Campbell to read for Writing Program Reading Series

By Liam Otten

Fiction writer Bonnie Jo Campbell will read from her work at 8 p.m. Oct. 6 for the Writing Program Reading Series.

The reading is free and open to the public and takes place in Hurst Lounge in Duncker Hall.

Campbell is the author the novel Q Road (2002), which was named a Barnes & Noble Discover Great New Writers book, and the short story collection Women & Other Animals (1999), which won the prestigious Associated Writing Programs prize for short fiction.

Her story "The Smallest Man in the World" won a Pushcart Prize in 2001.

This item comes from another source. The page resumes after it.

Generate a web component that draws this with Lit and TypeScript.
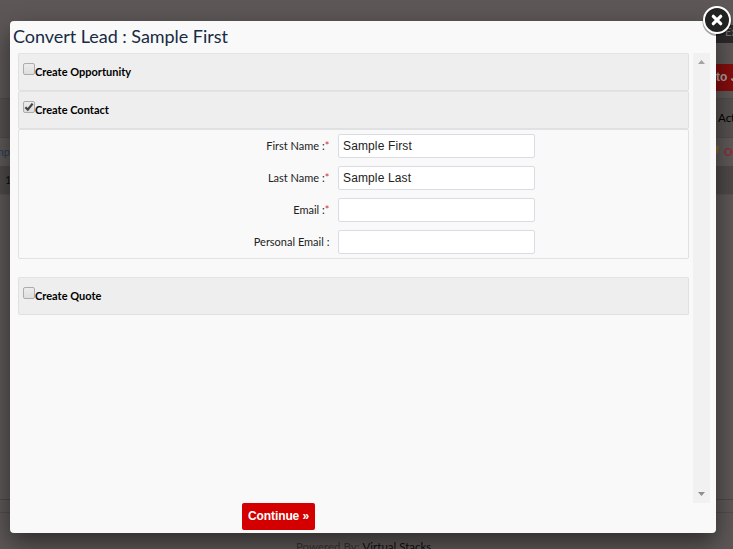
import { LitElement, html, css, svg, nothing } from "lit";
import { customElement, property } from "lit/decorators.js";

const FIELDS = [
  { label: "First Name :", required: true, value: "Sample First" },
  { label: "Last Name :", required: true, value: "Sample Last" },
  { label: "Email :", required: true, value: "" },
  { label: "Personal Email :", required: false, value: "" },
];

@customElement("section-bar")
class SectionBar extends LitElement {
  @property() label = "";
  @property({ type: Boolean }) checked = false;

  static styles = css`
    :host {
      display: flex;
      box-sizing: border-box;
      height: 38px;
      padding: 9px 0 0 4px;
      background: #eeeeee;
      border: 1px solid #dfe0e1;
      border-top-color: #e3e3e3;
      border-radius: 2px;
    }
    .box {
      flex: none;
      box-sizing: border-box;
      width: 12px;
      height: 12px;
      border: 1px solid #acacac;
      border-radius: 2px;
      background: linear-gradient(#ececec, #dedede);
    }
    .tick {
      display: block;
      width: 10px;
      height: 10px;
      overflow: visible;
    }
    .label {
      font: 700 11px/14px Lato, sans-serif;
      color: #000;
      margin-top: 2px;
      white-space: nowrap;
    }
  `;

  render() {
    return html`
      <span class="box">
        ${this.checked
          ? html`<svg class="tick" viewBox="0 0 10 10">
              ${svg`<path d="M1.4 5.2 3.8 7.6 8.6 1.6" fill="none" stroke="#444" stroke-width="2.3" />`}
            </svg>`
          : nothing}
      </span>
      <span class="label">${this.label}</span>
    `;
  }
}

@customElement("page-behind")
class PageBehind extends LitElement {
  static styles = css`
    :host {
      display: flex;
      flex-direction: column;
      height: 549px;
      background: #5d5857;
      font: 11px/14px Lato, sans-serif;
      overflow: hidden;
    }
    .row {
      flex: none;
      display: flex;
      justify-content: space-between;
      align-items: center;
      box-sizing: border-box;
    }
    .gap-a { height: 25px; }
    .nav { height: 18px; justify-content: flex-end; }
    .nav-end { width: 30px; height: 18px; background: #2b2929; color: #77706f; }
    .nav-text { padding-left: 22px; }
    .gap-b { height: 21px; }
    .actions { height: 27px; justify-content: flex-end; }
    .red {
      width: 33px;
      height: 27px;
      box-sizing: border-box;
      padding-left: 16px;
      background: #840d0d;
      color: #aaa09f;
      font: 700 12px/26px "Liberation Sans", sans-serif;
      white-space: nowrap;
      overflow: hidden;
    }
    .gap-c { height: 7px; }
    .head { height: 39px; background: #565150; border-top: 1px solid #504b4a; }
    .item { height: 29px; background: #5e5958; border-top: 1px solid #514c4b; }
    .total { height: 29px; background: #4e4948; border-bottom: 1px solid #575251; }
    .right { width: 15px; white-space: nowrap; overflow: hidden; color: #000; font-size: 11.5px; }
    .delete { display: flex; width: 19px; color: #8c2c34; gap: 5px; font-weight: 700; font-size: 11px; }
    .pencil { width: 5px; height: 12px; overflow: visible; }
    .link { width: 10px; display: flex; justify-content: flex-end; color: #293a51; }
    .num { width: 10px; padding-left: 5px; box-sizing: border-box; color: #111; }
    .gap-d { height: 304px; }
    .rule { height: 14px; border-top: 1px solid #4d4847; border-bottom: 1px solid #514c4b; }
    .footer {
      height: 36px;
      padding: 27px 0 0 296px;
      justify-content: flex-start;
      align-items: flex-start;
      white-space: nowrap;
      color: #353231;
      gap: 3px;
      font-size: 11.5px;
    }
    .brand { color: #0d0d0d; }
  `;

  render() {
    return html`
      <div class="row gap-a"></div>
      <div class="row nav"><div class="nav-end"><span class="nav-text">Ex</span></div></div>
      <div class="row gap-b"></div>
      <div class="row actions"><div class="red">to J</div></div>
      <div class="row gap-c"></div>
      <div class="row head"><span></span><span class="right">Act</span></div>
      <div class="row item">
        <span class="link">mp</span>
        <span class="delete">
          <svg class="pencil" viewBox="0 0 5 12">
            <path d="M2.5 0 5 1.5 4 7 1 11 0 11Z" fill="#84682d" />
          </svg>
          <span>O</span>
        </span>
      </div>
      <div class="row total"><span class="num">1</span></div>
      <div class="row gap-d"></div>
      <div class="row rule"></div>
      <div class="row footer"><span>Powered By:</span><span class="brand">Virtual Stacks</span></div>
    `;
  }
}

@customElement("app-root")
class AppRoot extends LitElement {
  static styles = css`
    :host {
      display: block;
      position: relative;
      width: 733px;
      height: 549px;
      overflow: hidden;
    }
    .modal {
      position: absolute;
      left: 10px;
      top: 21px;
      width: 706px;
      height: 512px;
      box-sizing: border-box;
      display: flex;
      flex-direction: column;
      background: #f9f9f9;
      border-radius: 4px;
      box-shadow: 0 10px 25px rgba(0, 0, 0, 0.5);
    }
    .title {
      margin: 0;
      height: 32px;
      padding-left: 3px;
      font: 400 18px/31px Lato, sans-serif;
      letter-spacing: -0.04px;
      color: #172b45;
      white-space: nowrap;
    }
    .body {
      display: flex;
      justify-content: space-between;
      height: 450px;
      padding: 0 6px 0 8px;
    }
    .content {
      width: 671px;
    }
    .form {
      display: flex;
      flex-direction: column;
      gap: 8px;
      box-sizing: border-box;
      height: 130px;
      padding-top: 4px;
      margin-bottom: 18px;
      border: 1px solid #e0e1e2;
      border-radius: 2px;
    }
    .field {
      display: grid;
      grid-template-columns: 311px 197px;
      column-gap: 8px;
      height: 24px;
    }
    .label {
      display: flex;
      justify-content: flex-end;
      padding-right: 0.6px;
      font: 11px/24px Lato, sans-serif;
      color: #222;
      white-space: nowrap;
    }
    .star { color: #d4303c; font-size: 11px; line-height: 24px; }
    .input {
      box-sizing: border-box;
      width: 197px;
      height: 24px;
      padding: 0 4px;
      border: 1px solid #d9dce2;
      border-radius: 2px;
      background: #fff;
      color: #222;
      font: 12px/22px "Liberation Sans", sans-serif;
      letter-spacing: 0.13px;
      outline: none;
    }
    .scroll {
      display: flex;
      flex-direction: column;
      justify-content: space-between;
      align-items: center;
      box-sizing: border-box;
      width: 17px;
      padding: 7px 0;
      background: #f1f1f1;
    }
    .arrow { width: 7px; height: 4px; display: block; }
    .continue {
      box-sizing: border-box;
      width: 73px;
      height: 27px;
      margin: 0 0 0 232px;
      padding: 0 0 1px;
      border: 0;
      border-radius: 2px;
      background: #d40000;
      color: #fff;
      font: 700 12px/26px "Liberation Sans", sans-serif;
      letter-spacing: -0.1px;
    }
    .close {
      position: absolute;
      left: 701px;
      top: 4px;
      width: 32px;
      height: 34px;
      overflow: visible;
    }
  `;

  render() {
    return html`
      <page-behind></page-behind>
      <div class="modal">
        <h1 class="title">Convert Lead : Sample First</h1>
        <div class="body">
          <div class="content">
            <section-bar label="Create Opportunity"></section-bar>
            <section-bar label="Create Contact" checked></section-bar>
            <div class="form">
              ${FIELDS.map(
                (f) => html`<label class="field">
                  <span class="label">${f.label}${f.required ? html`<span class="star">*</span>` : nothing}</span>
                  <input class="input" .value=${f.value} />
                </label>`
              )}
            </div>
            <section-bar label="Create Quote"></section-bar>
          </div>
          <div class="scroll">
            <svg class="arrow" viewBox="0 0 7 4"><path d="M0 4 3.5 0 7 4Z" fill="#a3a3a3" /></svg>
            <svg class="arrow" viewBox="0 0 7 4"><path d="M0 0 3.5 4 7 0Z" fill="#8f8f8f" /></svg>
          </div>
        </div>
        <button class="continue">Continue »</button>
      </div>
      <svg class="close" viewBox="0 0 32 34">
        <circle cx="16" cy="17.5" r="14.5" fill="#000" opacity="0.35" />
        <circle cx="16" cy="16" r="13" fill="#222" stroke="#fff" stroke-width="2" />
        <path d="M12.3 12.3 19.7 19.7M19.7 12.3 12.3 19.7" stroke="#fff" stroke-width="3.2" stroke-linecap="round" />
      </svg>
    `;
  }
}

In addition, she co-edited the anthology Our Working Lives: Short Stories of People and Work (with Larry Smith, 2000), and has published a personal newsletter, The Letter Parade, since 1987.

"Bonnie Jo Campbell writes of strong women, women burdened by exceptional beauty, women with simian appetites and aspirations, women so strong they're at home only in the sideshow atmosphere of a circus, celebratory grotesques all too happy to dismantle the feminine ideal," said Kellie Wells, assistant professor of English in Arts & Sciences. "And she writes with a hard-bitten, incantatory lyricism so heartfelt, even readers invulnerable to such enchantment can't help but be charmed by her vision."

Campbell grew up on a small Michigan farm with her mother and four siblings in a house her grandfather Herlihy built in the shape of an H. She has hitchhiked across the United States and Canada; scaled the Swiss Alps on her bicycle and traveled with the Ringling Bros and Barnum and Bailey Circus selling snow cones.

As president of Goulash Tours Inc., she has organized and led adventure tours in Russia, the Baltics and Eastern Europe.

Campbell earned a master of fine arts degree in writing from Western Michigan University in 1998.

She lives with her husband and animals outside Kalamazoo, Mich. In her spare time, she created her a microbrew — called "Q Brew" — to go with her novel.